Wednesday, August 03, 2005

Pizza, people!! Pizza.

Happy day today, friends. I got to eat PIZZA!!! As you may know (since chances are you are a member of my immediate family that I have berated into reading this), I have a vile reaction to tomatoes, which makes pizza pretty much off-limits, even though I love it so.

But Poo-poo, lovely man that he is, remembered me at the pizza store today and got some non-tomato concotion involving chicken that was DELISH. It's always exciting to me to eat pizza. It's like Twinkies or sado-masochism, something that is forbidden all your life and so has that naughtily indulgent appeal. It's hot, my friends, as Paris Hilton would say if she ever ate pizza, which I doubt. Unless someone makes a diet-and-stupid-pill pizza.

I checked some Thai language tapes out of the library today, which was complicated and difficult and involved assuring the clerk that I did not have kids, discussing what I would name them if I did, giving them the address of the place I lived before the place I lived on April 7th of 2004, and promising them my first-born. (I hope Sid doesn't count.) And then I tried to speak some Thai. Actually, being the anally nervously over-prepared person that I am (sarcasm there, did you catch the sarcasm?), I listened to CD One three times over. I'm getting okay at imitating the native speakers, but the alphabet looks like earthworms mating, so I doubt I'll ever be able to read or write it. HA! I just wrote "right" instead of "write" and I almost didn't notice. Some journalist I am.
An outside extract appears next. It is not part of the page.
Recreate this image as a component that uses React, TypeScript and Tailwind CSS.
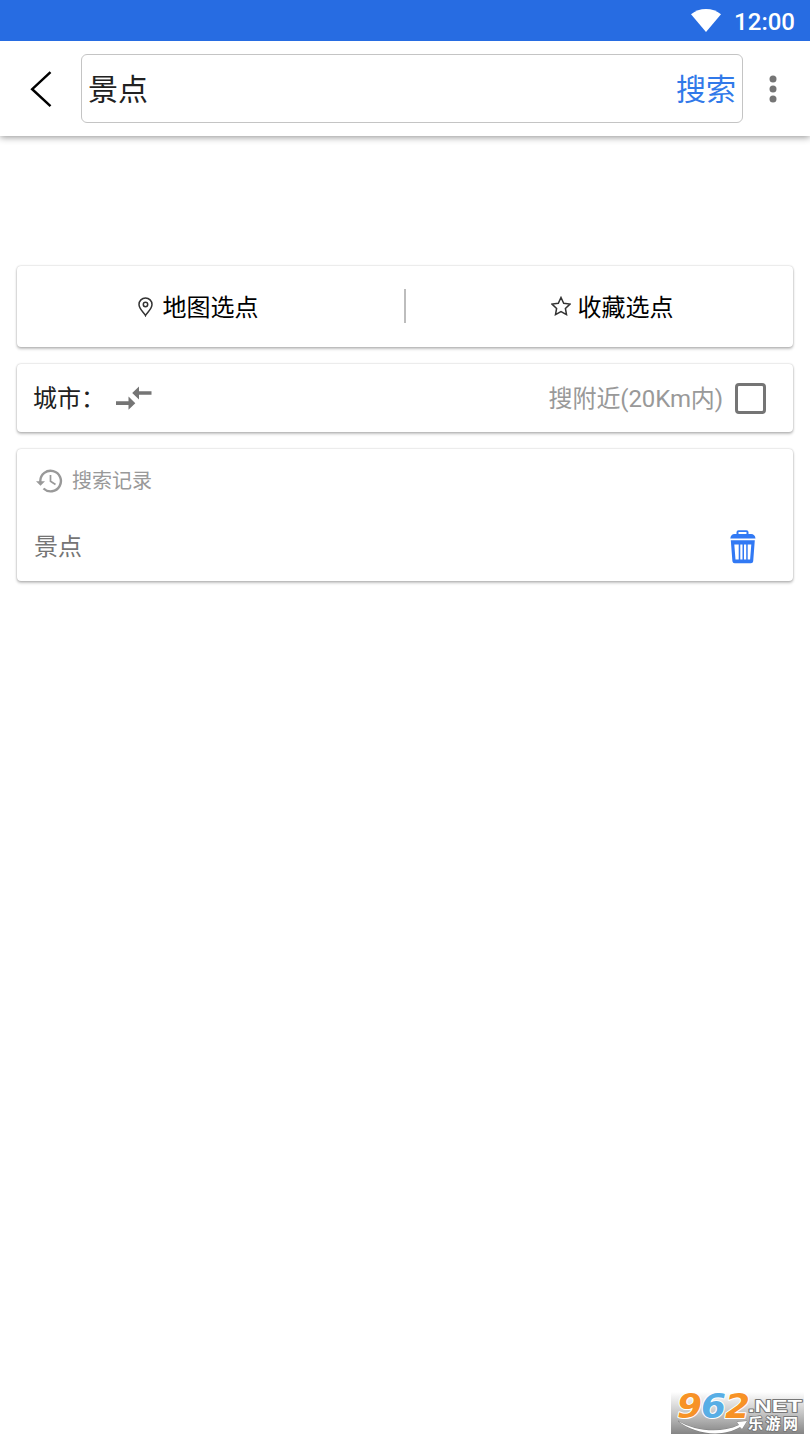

Speaking of journalism, I was wondering something along the lines of the chicken-egg thingy today. Am I in the journalism industry, writing about fashion, or in the fashion industry, as a journalist? Or neither, as a lazy layabout who only writes every couple of days?

Bo leaves for Chile tomorrow, to start his year-long exchange in Valdivia. Don't quite know what to say about this, which doesn't happen frequently. I mean, he's a dirty little argumentative turd half the time, but he's my brother and he has his pretend-Renaissance Man moments. If he would let me get the blackheads in his ears without a full-on "American Gladiators"-style battle, I would like him a lot more. "Sit still, Razor! You have an enlarged pore on your nose!"

E-Trade and I have forged a deep and lasting friendship in recent days. I have told their pleasant-voiced operator my life secrets and can warble along with their delightful hold music. My cockles are warmed when they say, oh so personally, that my call is important to them. Luckily, with as little effort as it takes to launch the space shuttle (sorry, bad simile) I have discovered how to get all my childhood investments turned over to me. Yes, I was a childhood brokerage and securities genius, but I lost interest around the time I discovered the Mall. (Get it? I lost interest? Haha.) So look for me at your friendly neighborhood high-end shopping district. I'll be the one buying the ridiculously overpriced and impractical but beauteous leopard-print shoes.

Just kidding Mom. But I am on the lookout for some snazzy cowboy boots, so keep your peepers open.